\n
## Bar Chart: Prompt Length vs. Average Success Rate
### Overview
This is a vertical bar chart illustrating the relationship between the length of a prompt (measured in token count) and its average success rate (ASR). The chart suggests that success rate generally increases with prompt length up to a point, after which it may plateau or slightly decline.
### Components/Axes
* **Chart Title:** "Prompt Length vs. Average Success Rate" (centered at the top).
* **X-Axis (Horizontal):**
* **Label:** "Prompt Token Count" (centered below the axis).
* **Categories (from left to right):**
1. `<50`
2. `51-100`
3. `101-150`
4. `>150`
* **Y-Axis (Vertical):**
* **Label:** "ASR (%)" (rotated 90 degrees, positioned to the left of the axis).
* **Scale:** Linear scale from 0 to 80, with major tick marks and grid lines at intervals of 10 (0, 10, 20, 30, 40, 50, 60, 70, 80).
* **Data Series:** Four distinct bars, each representing a token count category. The bars are colored in a sequential palette, progressing from a light sage green to a dark slate blue.

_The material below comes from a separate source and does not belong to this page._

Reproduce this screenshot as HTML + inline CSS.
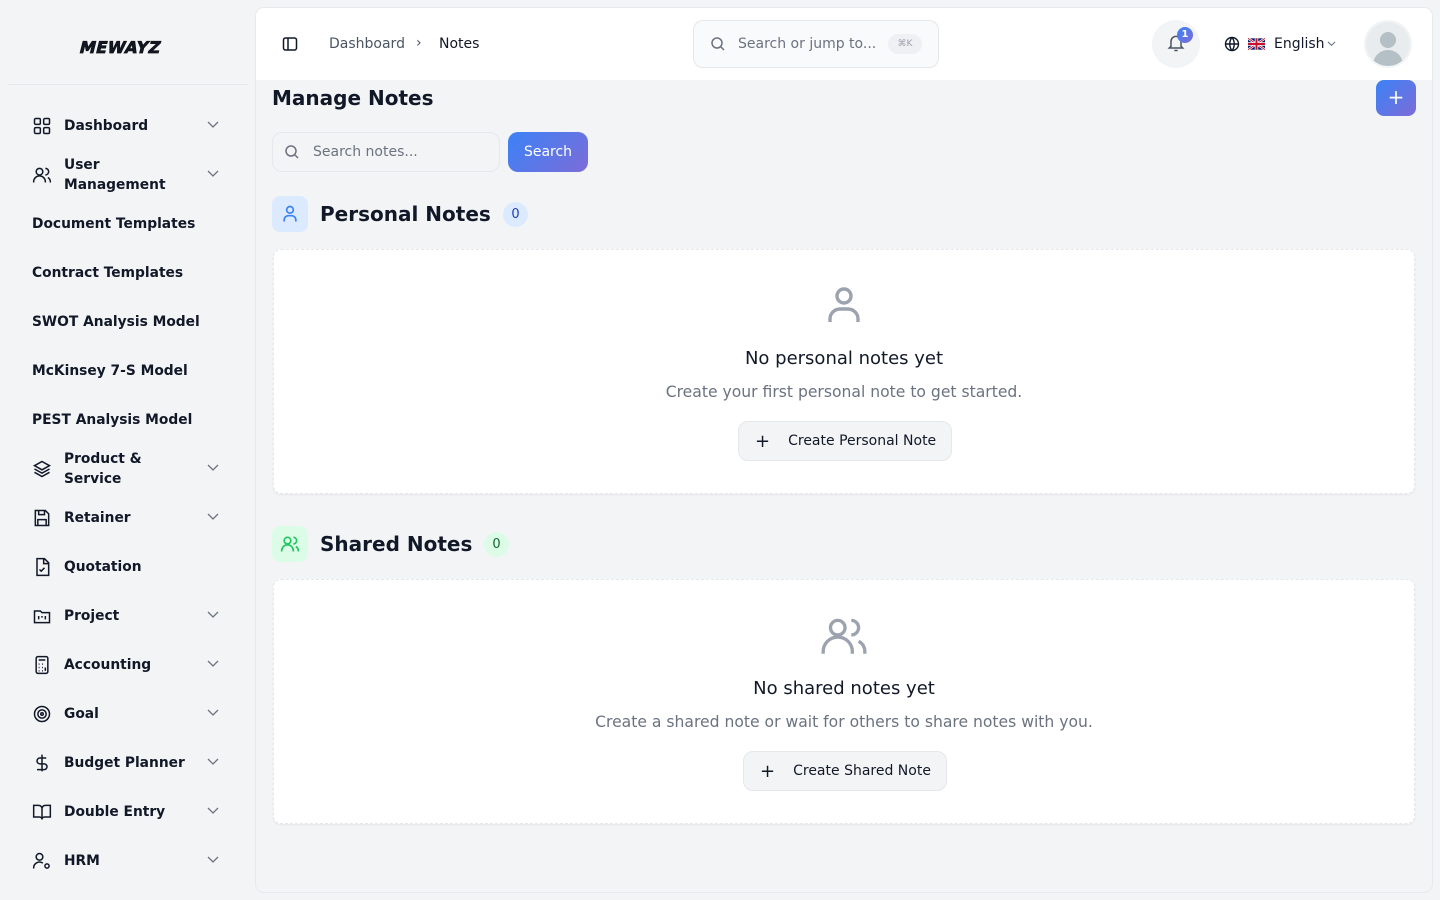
<!DOCTYPE html><html><head><meta charset="utf-8"><style>
*{box-sizing:border-box;margin:0;padding:0}
body{width:1440px;height:900px;background:#f3f4f6;font-family:"DejaVu Sans",sans-serif;color:#111827;position:relative;overflow:hidden}
.sb{position:absolute;left:0;top:0;width:256px;height:900px}
.logo{position:absolute;left:80px;top:38px;font:bold 16px "DejaVu Sans",sans-serif;letter-spacing:0.5px;transform:skewX(-14deg);-webkit-text-stroke:0.8px #111}
.hr{position:absolute;left:8px;top:84px;width:240px;height:1px;background:#e5e7eb}
.it{position:absolute;left:32px;font-size:13.8px;font-weight:bold;color:#111827;display:flex;align-items:center;line-height:20px}
.it svg{width:20px;height:20px;margin-right:12px;flex:none}
.chev{position:absolute;left:206px;width:14px;height:14px}
.main{position:absolute;left:256px;top:8px;width:1176px;height:884px;background:#f3f4f6;border-radius:8px;box-shadow:0 0 0 1px #e8e9ec}
.hdr{position:absolute;left:256px;top:8px;width:1176px;height:72px;background:#fff;border-radius:8px 8px 0 0}
.abs{position:absolute}
.card{position:absolute;left:273px;width:1142px;height:245px;background:#fff;border:1px dashed #e5e7eb;border-radius:8px;box-shadow:0 1px 2px rgba(0,0,0,.06)}
.ct{position:absolute;width:100%;text-align:center}
.btn{position:absolute;height:40px;border:1px solid #e5e7eb;background:#f3f4f6;border-radius:10px;font-size:14px;display:flex;align-items:center;padding-left:16px;color:#111827}
</style></head><body>
<div class="sb">
<div class="logo">MEWAYZ</div>
<div class="hr"></div>
<div class="it" style="top:116px"><svg viewBox="0 0 24 24" fill="none" stroke="#111827" stroke-width="1.8"><rect x="3" y="3" width="7" height="7" rx="1.5"/><rect x="14" y="3" width="7" height="7" rx="1.5"/><rect x="3" y="14" width="7" height="7" rx="1.5"/><rect x="14" y="14" width="7" height="7" rx="1.5"/></svg>Dashboard</div>
<div class="it" style="top:155px"><svg viewBox="0 0 24 24" fill="none" stroke="#111827" stroke-width="1.8"><circle cx="9" cy="8" r="4"/><path d="M2 21v-1a7 7 0 0114 0v1M16 4a4 4 0 010 8M22 21v-1a6 6 0 00-3-5"/></svg>User<br>Management</div>
<div class="it" style="top:214px">Document Templates</div>
<div class="it" style="top:263px">Contract Templates</div>
<div class="it" style="top:312px">SWOT Analysis Model</div>
<div class="it" style="top:361px">McKinsey 7-S Model</div>
<div class="it" style="top:410px">PEST Analysis Model</div>
<div class="it" style="top:449px"><svg viewBox="0 0 24 24" fill="none" stroke="#111827" stroke-width="1.8"><path d="M12 3l9 5-9 5-9-5z M3 12l9 5 9-5 M3 16l9 5 9-5"/></svg>Product &amp;<br>Service</div>
<div class="it" style="top:508px"><svg viewBox="0 0 24 24" fill="none" stroke="#111827" stroke-width="1.8"><path d="M5 3h11l4 4v14H4V3z M8 3v5h7V3 M7 21v-7h10v7"/></svg>Retainer</div>
<div class="it" style="top:557px"><svg viewBox="0 0 24 24" fill="none" stroke="#111827" stroke-width="1.8"><path d="M6 2h9l5 5v15H6z M14 2v6h6 M9 15l2 2 4-4"/></svg>Quotation</div>
<div class="it" style="top:606px"><svg viewBox="0 0 24 24" fill="none" stroke="#111827" stroke-width="1.8"><path d="M3 6h7l2 2h9v12H3z M8 12v4 M12 12v2 M16 12v4"/></svg>Project</div>
<div class="it" style="top:655px"><svg viewBox="0 0 24 24" fill="none" stroke="#111827" stroke-width="1.8"><rect x="5" y="2" width="14" height="20" rx="2"/><path d="M8 6h8M8 11h1M12 11h1M16 11h0M8 15h1M12 15h1M8 19h1M12 19h1M16 15v4"/></svg>Accounting</div>
<div class="it" style="top:704px"><svg viewBox="0 0 24 24" fill="none" stroke="#111827" stroke-width="1.8"><circle cx="12" cy="12" r="9"/><circle cx="12" cy="12" r="5"/><circle cx="12" cy="12" r="1.5"/></svg>Goal</div>
<div class="it" style="top:753px"><svg viewBox="0 0 24 24" fill="none" stroke="#111827" stroke-width="1.8"><path d="M12 2v20M17 6H9.5a3.5 3.5 0 000 7h5a3.5 3.5 0 010 7H6"/></svg>Budget Planner</div>
<div class="it" style="top:802px"><svg viewBox="0 0 24 24" fill="none" stroke="#111827" stroke-width="1.8"><path d="M2 4h6a4 4 0 014 4v13a3 3 0 00-3-3H2z M22 4h-6a4 4 0 00-4 4v13a3 3 0 013-3h7z"/></svg>Double Entry</div>
<div class="it" style="top:851px"><svg viewBox="0 0 24 24" fill="none" stroke="#111827" stroke-width="1.8"><circle cx="9" cy="7" r="4"/><path d="M2 21v-1a7 7 0 0111-5.5"/><circle cx="18" cy="18" r="2.5"/></svg>HRM</div>
<svg class="chev" style="top:117px" viewBox="0 0 14 14" fill="none" stroke="#6b7280" stroke-width="1.3"><path d="M2 5l5 5 5-5"/></svg>
<svg class="chev" style="top:166px" viewBox="0 0 14 14" fill="none" stroke="#6b7280" stroke-width="1.3"><path d="M2 5l5 5 5-5"/></svg>
<svg class="chev" style="top:460px" viewBox="0 0 14 14" fill="none" stroke="#6b7280" stroke-width="1.3"><path d="M2 5l5 5 5-5"/></svg>
<svg class="chev" style="top:509px" viewBox="0 0 14 14" fill="none" stroke="#6b7280" stroke-width="1.3"><path d="M2 5l5 5 5-5"/></svg>
<svg class="chev" style="top:607px" viewBox="0 0 14 14" fill="none" stroke="#6b7280" stroke-width="1.3"><path d="M2 5l5 5 5-5"/></svg>
<svg class="chev" style="top:656px" viewBox="0 0 14 14" fill="none" stroke="#6b7280" stroke-width="1.3"><path d="M2 5l5 5 5-5"/></svg>
<svg class="chev" style="top:705px" viewBox="0 0 14 14" fill="none" stroke="#6b7280" stroke-width="1.3"><path d="M2 5l5 5 5-5"/></svg>
<svg class="chev" style="top:754px" viewBox="0 0 14 14" fill="none" stroke="#6b7280" stroke-width="1.3"><path d="M2 5l5 5 5-5"/></svg>
<svg class="chev" style="top:803px" viewBox="0 0 14 14" fill="none" stroke="#6b7280" stroke-width="1.3"><path d="M2 5l5 5 5-5"/></svg>
<svg class="chev" style="top:852px" viewBox="0 0 14 14" fill="none" stroke="#6b7280" stroke-width="1.3"><path d="M2 5l5 5 5-5"/></svg>
</div>
<div class="main"></div>
<div class="hdr"></div>
<svg class="abs" style="left:282px;top:36px" width="16" height="16" viewBox="0 0 16 16" fill="none" stroke="#111827" stroke-width="1.5"><rect x="1.5" y="2" width="13" height="12" rx="2"/><path d="M6 2v12"/></svg>
<div class="abs" style="left:329px;top:36px;font-size:14px;color:#4b5563">Dashboard</div>
<div class="abs" style="left:416px;top:35px;font-size:14px;color:#4b5563">›</div>
<div class="abs" style="left:439px;top:36px;font-size:14px;color:#111827">Notes</div>
<div class="abs" style="left:693px;top:20px;width:246px;height:48px;border:1px solid #e5e7eb;border-radius:10px;background:#f9fafb"></div>
<svg class="abs" style="left:710px;top:36px" width="16" height="16" viewBox="0 0 16 16" fill="none" stroke="#6b7280" stroke-width="1.5"><circle cx="7" cy="7" r="5"/><path d="M11 11l3 3"/></svg>
<div class="abs" style="left:738px;top:36px;font-size:14px;color:#6b7280">Search or jump to...</div>
<div class="abs" style="left:888px;top:34px;width:34px;height:20px;border-radius:10px;background:#eef0f3;font-size:9px;color:#9ca3af;text-align:center;line-height:20px">⌘K</div>
<div class="abs" style="left:1152px;top:20px;width:48px;height:48px;border-radius:50%;background:#f3f4f6"></div>
<svg class="abs" style="left:1166px;top:33px" width="20" height="20" viewBox="0 0 24 24" fill="none" stroke="#4b5563" stroke-width="1.8"><path d="M6 16V10a6 6 0 0112 0v6l2 2H4z M10 21h4"/></svg>
<div class="abs" style="left:1177px;top:27px;width:16px;height:16px;border-radius:50%;background:linear-gradient(135deg,#3b82f6,#7c6cd8);color:#fff;font-size:10px;font-weight:bold;text-align:center;line-height:16px">1</div>
<svg class="abs" style="left:1224px;top:36px" width="16" height="16" viewBox="0 0 16 16" fill="none" stroke="#111827" stroke-width="1.4"><circle cx="8" cy="8" r="6.5"/><path d="M1.5 8h13M8 1.5c-3 3.5-3 9.5 0 13M8 1.5c3 3.5 3 9.5 0 13"/></svg>
<svg class="abs" style="left:1248px;top:38px" width="17" height="12" viewBox="0 0 60 40"><rect width="60" height="40" fill="#012169"/><path d="M0 0L60 40M60 0L0 40" stroke="#fff" stroke-width="8"/><path d="M0 0L60 40M60 0L0 40" stroke="#C8102E" stroke-width="3"/><path d="M30 0v40M0 20h60" stroke="#fff" stroke-width="12"/><path d="M30 0v40M0 20h60" stroke="#C8102E" stroke-width="7"/></svg>
<div class="abs" style="left:1274px;top:36px;font-size:14px;color:#111827">English</div>
<svg class="abs" style="left:1326px;top:39px" width="11" height="10" viewBox="0 0 14 14" fill="none" stroke="#6b7280" stroke-width="1.5"><path d="M2 4l5 5 5-5"/></svg>
<div class="abs" style="left:1364px;top:20px;width:48px;height:48px;border-radius:50%;background:#e8ecee;border:2px solid #f3f4f6;overflow:hidden"><div class="abs" style="left:14px;top:10px;width:16px;height:16px;border-radius:50%;background:#b4c0c5"></div><div class="abs" style="left:7px;top:28px;width:30px;height:16px;border-radius:15px 15px 0 0;background:#b4c0c5"></div></div>
<div class="abs" style="left:272px;top:86px;font-size:20px;font-weight:bold">Manage Notes</div>
<div class="abs" style="left:1376px;top:80px;width:40px;height:36px;border-radius:8px;background:linear-gradient(135deg,#3b82f6,#7c6cd8);color:#fff;font-size:20px;text-align:center;line-height:34px">+</div>
<div class="abs" style="left:272px;top:132px;width:228px;height:40px;border:1px solid #e5e7eb;border-radius:10px;background:#f3f4f6"></div>
<svg class="abs" style="left:284px;top:144px" width="16" height="16" viewBox="0 0 16 16" fill="none" stroke="#6b7280" stroke-width="1.5"><circle cx="7" cy="7" r="5"/><path d="M11 11l3 3"/></svg>
<div class="abs" style="left:313px;top:144px;font-size:14px;color:#6b7280">Search notes...</div>
<div class="abs" style="left:508px;top:132px;width:80px;height:40px;border-radius:10px;background:linear-gradient(135deg,#3b82f6,#7c6cd8);color:#fff;font-size:14px;text-align:center;line-height:41px">Search</div>
<div class="abs" style="left:272px;top:196px;width:36px;height:36px;border-radius:8px;background:#dbeafe"></div>
<svg class="abs" style="left:280px;top:204px" width="20" height="20" viewBox="0 0 24 24" fill="none" stroke="#3b82f6" stroke-width="2"><circle cx="12" cy="7" r="4"/><path d="M5 21v-2a5 5 0 015-5h4a5 5 0 015 5v2"/></svg>
<div class="abs" style="left:320px;top:202px;font-size:20px;font-weight:bold">Personal Notes</div>
<div class="abs" style="left:503px;top:202px;width:25px;height:25px;border-radius:50%;background:#dbeafe;color:#1e40af;font-size:13px;text-align:center;line-height:25px">0</div>
<div class="card" style="top:249px">
<svg class="abs" style="left:546px;top:32px" width="48" height="48" viewBox="0 0 24 24" fill="none" stroke="#9ca3af" stroke-width="1.7"><circle cx="12" cy="7" r="3.5"/><path d="M5 20v-1.5a5 5 0 015-5h4a5 5 0 015 5V20"/></svg>
<div class="ct" style="top:98px;font-size:18px">No personal notes yet</div>
<div class="ct" style="top:133px;font-size:15.6px;color:#6b7280">Create your first personal note to get started.</div>
<div class="btn" style="left:464px;top:171px;width:214px"><span style="font-size:18px;margin-right:18px">+</span>Create Personal Note</div>
</div>
<div class="abs" style="left:272px;top:526px;width:36px;height:36px;border-radius:8px;background:#dcfce7"></div>
<svg class="abs" style="left:280px;top:534px" width="20" height="20" viewBox="0 0 24 24" fill="none" stroke="#22c55e" stroke-width="2"><circle cx="9" cy="8" r="4"/><path d="M2 21v-1a7 7 0 0114 0v1M16 4a4 4 0 010 8M22 21v-1a6 6 0 00-3-5"/></svg>
<div class="abs" style="left:320px;top:532px;font-size:20px;font-weight:bold">Shared Notes</div>
<div class="abs" style="left:484px;top:532px;width:25px;height:25px;border-radius:50%;background:#dcfce7;color:#166534;font-size:13px;text-align:center;line-height:25px">0</div>
<div class="card" style="top:579px">
<svg class="abs" style="left:545px;top:31px" width="50" height="50" viewBox="0 0 24 24" fill="none" stroke="#9ca3af" stroke-width="1.6"><circle cx="9" cy="8" r="3.5"/><path d="M2 20.5v-1a6 6 0 0114 0v1M15.5 4.5a3.5 3.5 0 010 7M22 20.5v-1a5.5 5.5 0 00-3-5"/></svg>
<div class="ct" style="top:98px;font-size:18px">No shared notes yet</div>
<div class="ct" style="top:133px;font-size:15.6px;color:#6b7280">Create a shared note or wait for others to share notes with you.</div>
<div class="btn" style="left:469px;top:171px;width:204px"><span style="font-size:18px;margin-right:18px">+</span>Create Shared Note</div>
</div>
</body></html>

* **Grid:** Light gray, dashed horizontal grid lines extend from each major y-axis tick mark across the chart area.
### Detailed Analysis
The chart displays four bars, each corresponding to a prompt token count range. The visual trend is an increase in bar height (success rate) from the first to the third category, followed by a slight decrease in the fourth.
1. **Bar 1 (Position: Far Left):**
* **Category:** `<50` tokens.
* **Color:** Light sage green.
* **Trend:** This is the shortest bar.
* **Approximate Value:** The top of the bar aligns just above the 70% grid line. Estimated ASR: **~71%**.
2. **Bar 2 (Position: Center-Left):**
* **Category:** `51-100` tokens.
* **Color:** Medium teal green.
* **Trend:** This bar is taller than the first.
* **Approximate Value:** The top of the bar is between the 70% and 80% grid lines, closer to 80%. Estimated ASR: **~77%**.
3. **Bar 3 (Position: Center-Right):**
* **Category:** `101-150` tokens.
* **Color:** Dark teal blue.
* **Trend:** This is the tallest bar in the chart.
* **Approximate Value:** The top of the bar appears to be exactly on or very slightly above the 80% grid line. Estimated ASR: **~80%**.
4. **Bar 4 (Position: Far Right):**
* **Category:** `>150` tokens.
* **Color:** Dark slate blue.
* **Trend:** This bar is slightly shorter than the third bar but taller than the second.
* **Approximate Value:** The top of the bar is just below the 80% grid line. Estimated ASR: **~78%**.
### Key Observations
* **Peak Performance:** The highest average success rate (~80%) is observed for prompts in the `101-150` token range.
* **Non-Linear Relationship:** The relationship is not strictly linear. Success rate increases significantly from the shortest prompts (`<50`) to medium-length prompts (`51-100` and `101-150`), but then shows a slight decline for the longest prompts (`>150`).
* **High Baseline:** Even the shortest prompt category (`<50`) achieves a relatively high success rate of approximately 71%.
* **Color Coding:** The chart uses a sequential color scheme (light green to dark blue) to visually distinguish the categories, with darker colors generally corresponding to longer prompt lengths and higher success rates (with the exception of the final bar).
### Interpretation
The data suggests an **optimal prompt length window** for maximizing success rate, centered around 101-150 tokens. This implies that providing sufficient context and detail (within this range) is beneficial for task completion.
The slight decrease in success rate for prompts longer than 150 tokens could indicate a point of **diminishing returns or potential interference**. Excessively long prompts might introduce noise, dilute the core instruction, or exceed the effective context window of the underlying model, leading to a minor performance drop.
From a practical standpoint, this chart provides a heuristic for prompt engineering: aiming for a token count in the 100-150 range may yield the most reliable results, while very short prompts may lack necessary context, and very long prompts may become less efficient. The high baseline success for short prompts also indicates that the system is reasonably robust even with minimal input.